A: Two things. One, a book called Center of the Universe. At the moment, it’s a long piece about the strange, small town I live in and the Italian restaurant, owned and operated by two Korean-Brazilian sisters, at its heart.

 

It’s about love, family, faith, exile and, again, that wondrous/disastrous complexity of life — for instance, how a soft-spoken North Korean POW-turned-preacher ends up in Fairfax, California, side by side with a loud, profane atheist, 25 years his junior, from New York City. I wrote it as a serial, a blog of sorts, but always meant it to be a book.

 

It’s nonfiction, but, as I grapple with some distressing recent events in our little universe, I’m thinking of making it fiction. I’m also thinking of making it an opera, but that’s probably just me getting carried away.

 

My other overambitious endeavor is a novel, called Fifty-Nine Burst, about the avant-garde art scene in Los Angeles in the late ‘50s, early ‘60s, and how it overlapped with the avant-garde aeronautics scene, the hellbent rocketeers out in the Arroyo Seco. It’s a story about audacity, brilliance, breathtaking promise, and the inevitable descent into banality.
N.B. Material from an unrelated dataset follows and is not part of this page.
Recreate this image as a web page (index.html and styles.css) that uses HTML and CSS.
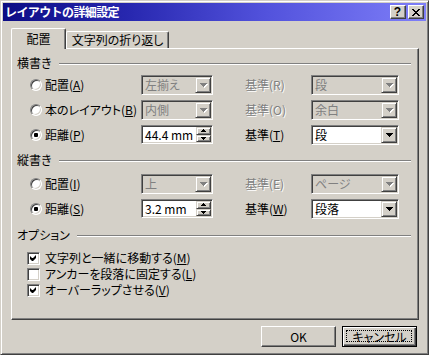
FILE: index.html
```html
<!DOCTYPE html>
<html lang="ja">
<head>
<meta charset="utf-8">
<title>レイアウトの詳細設定</title>
<link rel="stylesheet" href="styles.css">
</head>
<body>
<div class="window">
  <div class="titlebar">
    <span class="title">レイアウトの詳細設定</span>
    <div class="caption-btns">
      <span class="cap-btn help">?</span>
      <span class="cap-btn close"><svg width="8" height="7" viewBox="0 0 8 7"><path d="M0 0h2v1h1v1h2V1h1V0h2v1H7v1H6v1H5v1h1v1h1v1h1v1H6V6H5V5H3v1H2v1H0V6h1V5h1V4h1V3H2V2H1V1H0z" fill="#000"/></svg></span>
    </div>
  </div>
  <div class="content">
    <div class="tabs">
      <div class="tab active">配置</div>
      <div class="tab">文字列の折り返し</div>
    </div>
    <div class="panel">
      <div class="group-head"><span>横書き</span><span class="etch"></span></div>
      <div class="rows rows-h">
        <div class="row">
          <div class="opt"><span class="radio"></span><span>配置(<u>A</u>)</span></div>
          <div class="combo dis"><span class="val">左揃え</span><span class="drop"><svg width="7" height="4" viewBox="0 0 7 4"><path d="M0 0h7v1H6v1H5v1H4v1H3V3H2V2H1V1H0z"/></svg></span></div>
          <span class="ref dis">基準(R)</span>
          <div class="combo wide dis"><span class="val">段</span><span class="drop"><svg width="7" height="4" viewBox="0 0 7 4"><path d="M0 0h7v1H6v1H5v1H4v1H3V3H2V2H1V1H0z"/></svg></span></div>
        </div>
        <div class="row">
          <div class="opt"><span class="radio"></span><span>本のレイアウト(<u>B</u>)</span></div>
          <div class="combo dis"><span class="val">内側</span><span class="drop"><svg width="7" height="4" viewBox="0 0 7 4"><path d="M0 0h7v1H6v1H5v1H4v1H3V3H2V2H1V1H0z"/></svg></span></div>
          <span class="ref dis">基準(O)</span>
          <div class="combo wide dis"><span class="val">余白</span><span class="drop"><svg width="7" height="4" viewBox="0 0 7 4"><path d="M0 0h7v1H6v1H5v1H4v1H3V3H2V2H1V1H0z"/></svg></span></div>
        </div>
        <div class="row">
          <div class="opt"><span class="radio on"></span><span>距離(<u>P</u>)</span></div>
          <div class="spin"><span class="val">44.4 mm</span><span class="spin-btns"><span class="sb"><svg width="5" height="3" viewBox="0 0 5 3"><path d="M2 0h1v1h1v1h1v1H0V2h1V1h1z"/></svg></span><span class="sb"><svg width="5" height="3" viewBox="0 0 5 3"><path d="M0 0h5v1H4v1H3v1H2V2H1V1H0z"/></svg></span></span></div>
          <span class="ref">基準(<u>T</u>)</span>
          <div class="combo wide"><span class="val">段</span><span class="drop"><svg width="7" height="4" viewBox="0 0 7 4"><path d="M0 0h7v1H6v1H5v1H4v1H3V3H2V2H1V1H0z"/></svg></span></div>
        </div>
      </div>

      <div class="group-head head-v"><span>縦書き</span><span class="etch"></span></div>
      <div class="rows rows-v">
        <div class="row">
          <div class="opt"><span class="radio"></span><span>配置(<u>I</u>)</span></div>
          <div class="combo dis"><span class="val">上</span><span class="drop"><svg width="7" height="4" viewBox="0 0 7 4"><path d="M0 0h7v1H6v1H5v1H4v1H3V3H2V2H1V1H0z"/></svg></span></div>
          <span class="ref dis">基準(E)</span>
          <div class="combo wide dis"><span class="val">ページ</span><span class="drop"><svg width="7" height="4" viewBox="0 0 7 4"><path d="M0 0h7v1H6v1H5v1H4v1H3V3H2V2H1V1H0z"/></svg></span></div>
        </div>
        <div class="row">
          <div class="opt"><span class="radio on"></span><span>距離(<u>S</u>)</span></div>
          <div class="spin"><span class="val">3.2 mm</span><span class="spin-btns"><span class="sb"><svg width="5" height="3" viewBox="0 0 5 3"><path d="M2 0h1v1h1v1h1v1H0V2h1V1h1z"/></svg></span><span class="sb"><svg width="5" height="3" viewBox="0 0 5 3"><path d="M0 0h5v1H4v1H3v1H2V2H1V1H0z"/></svg></span></span></div>
          <span class="ref">基準(<u>W</u>)</span>
          <div class="combo wide"><span class="val">段落</span><span class="drop"><svg width="7" height="4" viewBox="0 0 7 4"><path d="M0 0h7v1H6v1H5v1H4v1H3V3H2V2H1V1H0z"/></svg></span></div>
        </div>
      </div>

      <div class="group-head head-o"><span>オプション</span><span class="etch"></span></div>
      <div class="checks">
        <div class="check-row"><span class="cbox"><svg width="7" height="7" viewBox="0 0 7 7"><path d="M6 0v3L3 6H2L0 4V1l2 2h1z"/></svg></span><span>文字列と一緒に移動する(<u>M</u>)</span></div>
        <div class="check-row"><span class="cbox"></span><span>アンカーを段落に固定する(<u>L</u>)</span></div>
        <div class="check-row"><span class="cbox"><svg width="7" height="7" viewBox="0 0 7 7"><path d="M6 0v3L3 6H2L0 4V1l2 2h1z"/></svg></span><span>オーバーラップさせる(<u>V</u>)</span></div>
      </div>
    </div>
    <div class="btn-row">
      <div class="btn">OK</div>
      <div class="btn focus">キャンセル</div>
    </div>
  </div>
</div>
</body>
</html>
```

FILE: styles.css
```css
* { box-sizing: border-box; }
html, body { margin: 0; padding: 0; }
body {
  width: 429px;
  height: 355px;
  overflow: hidden;
  background: #d4d0c8;
  font-family: "Noto Sans CJK JP", "Noto Sans", sans-serif;
  font-size: 12px;
  line-height: 14px;
  color: #000;
  font-feature-settings: "palt";
}
svg { display: block; }

.window {
  width: 429px;
  height: 355px;
  border: 1px solid;
  border-color: #d4d0c8 #404040 #404040 #d4d0c8;
  box-shadow: inset 1px 1px #fff, inset -1px -1px #808080;
  padding: 2px;
  display: flex;
  flex-direction: column;
}

/* title bar */
.titlebar {
  flex: none;
  height: 18px;
  background: linear-gradient(to right, #0c0c84 0%, #2828b0 30%, #5252dc 62%, #7e7ef8 100%);
  display: flex;
  align-items: center;
  justify-content: space-between;
  padding: 0 2px;
}
.title {
  color: #fff;
  font-weight: bold;
  font-feature-settings: normal;
  letter-spacing: -0.6px;
  white-space: nowrap;
  line-height: 18px;
}
.caption-btns { display: flex; gap: 2px; }
.cap-btn {
  width: 16px;
  height: 14px;
  background: #d4d0c8;
  border: 1px solid;
  border-color: #fff #404040 #404040 #fff;
  box-shadow: inset -1px -1px #808080;
  display: flex;
  align-items: center;
  justify-content: center;
}
.cap-btn.help {
  font-family: "Liberation Sans", sans-serif;
  font-weight: bold;
  font-size: 12px;
  line-height: 12px;
  padding-right: 1px;
}

/* content */
.content {
  flex: 1;
  display: flex;
  flex-direction: column;
  padding: 7px 7px 0 8px;
}

.tabs {
  flex: none;
  height: 20px;
  display: flex;
  align-items: flex-end;
  position: relative;
  z-index: 1;
}
.tab {
  width: 103px;
  height: 17px;
  background: #d4d0c8;
  border: 1px solid;
  border-bottom: none;
  border-color: #fff #404040 #404040 #fff;
  box-shadow: inset -1px 0 #808080;
  border-top-left-radius: 2px;
  border-top-right-radius: 2px;
  text-align: center;
  line-height: 16px;
  white-space: nowrap;
}
.tab.active {
  width: 55px;
  height: 21px;
  margin-bottom: -1px;
  line-height: 19px;
}

.panel {
  flex: none;
  height: 272px;
  border: 1px solid;
  border-color: #fff #404040 #404040 #fff;
  box-shadow: inset -1px -1px #808080;
  padding: 7px 7px 0 5px;
}

.group-head {
  display: flex;
  align-items: center;
  height: 14px;
}
.group-head .etch {
  flex: 1;
  height: 2px;
  margin: 2px 0 0 7px;
  border-top: 1px solid #808080;
  border-bottom: 1px solid #fff;
}
.head-v { margin-top: 6px; }
.head-o { margin-top: 7px; }

.rows { padding-left: 13px; }
.rows-h { margin-top: 2px; }
.rows-v { margin-top: 4px; }
.row {
  height: 25px;
  display: grid;
  grid-template-columns: 111px 104px 66px 88px;
  align-items: center;
}
.opt {
  display: flex;
  align-items: center;
  gap: 3px;
  white-space: nowrap;
}
.radio {
  position: relative;
  width: 12px;
  height: 12px;
  border-radius: 50%;
  border: 1px solid;
  border-color: #808080 #fff #fff #808080;
  box-shadow: inset 1px 1px #404040, inset -1px -1px #d4d0c8;
  background: #fff;
}
.radio.on::after {
  content: "";
  position: absolute;
  left: 3px;
  top: 3px;
  width: 4px;
  height: 4px;
  border-radius: 1px;
  background: #000;
}
u { text-decoration: underline; text-underline-offset: 1px; }

.ref { white-space: nowrap; }
.ref.dis { color: #808080; text-shadow: 1px 1px 0 #fff; }

.combo, .spin {
  width: 72px;
  height: 20px;
  display: flex;
  align-items: stretch;
  border: 1px solid;
  border-color: #808080 #fff #fff #808080;
  box-shadow: inset 1px 1px #404040, inset -1px -1px #d4d0c8;
  padding: 1px;
  background: #fff;
}
.combo.wide { width: 88px; }
.combo.dis { background: #d4d0c8; }
.val {
  flex: 1;
  padding-left: 2px;
  line-height: 16px;
  white-space: nowrap;
  overflow: hidden;
}
.combo.dis .val { color: #808080; }
.drop {
  flex: none;
  width: 16px;
  background: #d4d0c8;
  border: 1px solid;
  border-color: #d4d0c8 #404040 #404040 #d4d0c8;
  box-shadow: inset 1px 1px #fff, inset -1px -1px #808080;
  display: flex;
  align-items: center;
  justify-content: center;
  padding-top: 1px;
}
.drop svg { fill: #000; }
.combo.dis .drop svg { fill: #808080; filter: drop-shadow(1px 1px 0 #fff); }

.spin { height: 19px; }
.spin .val { line-height: 15px; }
.spin-btns {
  flex: none;
  width: 15px;
  display: flex;
  flex-direction: column;
}
.sb {
  flex: 1;
  background: #d4d0c8;
  border: 1px solid;
  border-color: #d4d0c8 #404040 #404040 #d4d0c8;
  box-shadow: inset 1px 1px #fff, inset -1px -1px #808080;
  display: flex;
  align-items: center;
  justify-content: center;
}
.sb svg { fill: #000; }

.checks {
  margin-top: 8px;
  padding-left: 10px;
}
.check-row {
  height: 16px;
  display: flex;
  align-items: center;
  gap: 5px;
  white-space: nowrap;
}
.cbox {
  width: 13px;
  height: 13px;
  flex: none;
  border: 1px solid;
  border-color: #808080 #fff #fff #808080;
  box-shadow: inset 1px 1px #404040, inset -1px -1px #d4d0c8;
  background: #fff;
  display: flex;
  align-items: center;
  justify-content: center;
}
.cbox svg { fill: #000; }

.btn-row {
  flex: none;
  margin-top: 6px;
  display: flex;
  justify-content: flex-end;
  gap: 6px;
  padding-right: 2px;
}
.btn {
  width: 75px;
  height: 21px;
  background: #d4d0c8;
  border: 1px solid;
  border-color: #fff #404040 #404040 #fff;
  box-shadow: inset -1px -1px #808080;
  display: flex;
  align-items: center;
  justify-content: center;
  position: relative;
}
.btn.focus {
  border-color: #000;
  box-shadow: inset 1px 1px #fff, inset -1px -1px #404040, inset -2px -2px #808080;
}
.btn.focus::after {
  content: "";
  position: absolute;
  left: 3px;
  top: 3px;
  right: 4px;
  bottom: 4px;
  border: 1px dotted #000;
}
```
What goes up, in other words, must come down.

 

Q: Anything else we should know?

 

A: On my fourth grade report card, the homeroom teacher wrote in the Conduct section: “Robert acts silly much of the time and gets carried away with the other boys.” Even this many decades later, that curt assessment probably says everything you’d want to know about me — so much so that I’ve instructed my children to chisel it into whatever rock they stuff me under.